There are services like GTB *737 that serve all segments to some extent. E-banking income at GTB, according the the last report was up N9.59bn in 2018.

However, surprisingly First Bank still takes more total deposits than GTB on a yearly basis. Nigerian banks function by taking as many deposits as possible them investing them in risk free assets like government treasuries.

The physical infrastructure; bank branches that First Bank has in the most remote parts of Nigeria are still providing the bank with an massive advantage. This is despite the fact that GTB’s product offers more of an advantage in terms of speed and convenience.

So what can innovators, dreamers and investors glean from these insights?

Conclusion
A lot of Nigerian techies complain that the quality of advice local investors/mentors give is terrible. They prefer the often unrealistic advice that the Silicon Valley investors who have never stepped foot in Africa give them.

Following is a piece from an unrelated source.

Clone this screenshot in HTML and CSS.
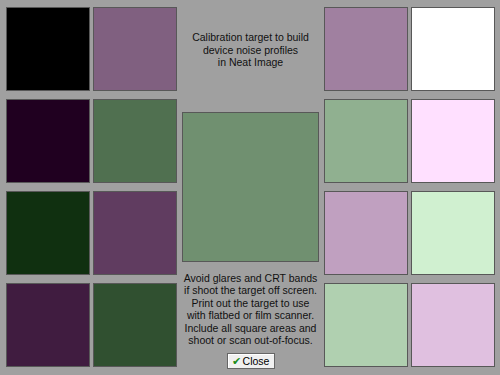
FILE: index.html
```html
<!DOCTYPE html>
<html lang="en">
<head>
    <meta charset="UTF-8">
    <meta name="viewport" content="width=device-width, initial-scale=1.0">
    <title>Calibration Target</title>
    <link rel="stylesheet" href="styles.css">
</head>
<body>
    <div class="target">
        <div class="patches">
            <div class="patch" style="background-color: #000000;"></div>
            <div class="patch" style="background-color: #806080;"></div>
            <div class="patch" style="background-color: #200020;"></div>
            <div class="patch" style="background-color: #507050;"></div>
            <div class="patch" style="background-color: #103010;"></div>
            <div class="patch" style="background-color: #603c60;"></div>
            <div class="patch" style="background-color: #401c40;"></div>
            <div class="patch" style="background-color: #305030;"></div>
        </div>

        <div class="middle">
            <p class="note top-note">Calibration target to build<br>device noise profiles<br>in Neat Image</p>
            <div class="big-patch"></div>
            <p class="note">Avoid glares and CRT bands<br>if shoot the target off screen.<br>Print out the target to use<br>with flatbed or film scanner.<br>Include all square areas and<br>shoot or scan out-of-focus.</p>
            <button class="close-btn"><span class="check">&#10004;</span>Close</button>
        </div>

        <div class="patches">
            <div class="patch" style="background-color: #a080a0;"></div>
            <div class="patch" style="background-color: #ffffff;"></div>
            <div class="patch" style="background-color: #90b090;"></div>
            <div class="patch" style="background-color: #ffe0ff;"></div>
            <div class="patch" style="background-color: #c0a0c0;"></div>
            <div class="patch" style="background-color: #d0f0d0;"></div>
            <div class="patch" style="background-color: #b0d0b0;"></div>
            <div class="patch" style="background-color: #e0c0e0;"></div>
        </div>
    </div>
</body>
</html>
```

FILE: styles.css
```css
body {
    margin: 0;
    background-color: #a0a0a0;
    font-family: "Liberation Sans", Arial, sans-serif;
    color: #000;
}
.target {
    display: flex;
    width: 500px;
    height: 375px;
    padding: 7px 5px 0 6px;
    box-sizing: border-box;
}
.patches {
    display: grid;
    grid-template-columns: 84px 84px;
    grid-auto-rows: 84px;
    column-gap: 3px;
    row-gap: 8px;
}
.patch {
    border: 1px solid #585858;
    box-sizing: border-box;
}
.middle {
    width: 147px;
    display: flex;
    flex-direction: column;
    align-items: center;
}
.note {
    margin: 0;
    font-size: 10.5px;
    line-height: 12.5px;
    text-align: center;
    color: #111;
}
.top-note {
    margin-top: 24px;
}
.big-patch {
    width: 137px;
    height: 150px;
    margin: 43px 0 10px;
    background-color: #709070;
    border: 1px solid #585858;
    box-sizing: border-box;
}
.close-btn {
    margin-top: 6px;
    width: 48px;
    height: 16px;
    padding: 0;
    font-family: "Liberation Sans", Arial, sans-serif;
    font-size: 10.5px;
    line-height: 14px;
    color: #000;
    background-color: #f0f0f0;
    border: 1px solid #666;
    box-shadow: inset 1px 1px 0 #fff;
}
.check {
    color: #1c8c1c;
    font-size: 11px;
    margin-right: 2px;
}
```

The truth is most silicon valley investors have never invested in businesses outside the state of California. Many of them are deceiving you, not out of malice, but because they don’t realise the huge leg up a mature democracy with lots of cash to spend on research, strong institutions, great infrastructure, security, freedom and the largest consumer class on the planet give them.

JP Morgan, an American bank holds more in assets than the entire GDP of Africa. The state of California itself with just about 30m citizens has a larger economy, than all 54 countries in Africa with their different languages, cultures, currencies, trade barriers and security issues, combined.

That means a tech company that scales in California is operating in a larger economy than a tech company that has scaled to every single country in Africa.

We cannot compare ourselves to America in terms of the size of the economy they have to work with or the exact way their tech ecosystem runs. In fact as you have seen from this article, even Indians (yes the place you have been calling ‘ordinary’ India) are NOT our mates. They have a much larger consumer class, better infrastructure and are way ahead in terms of skills/talent.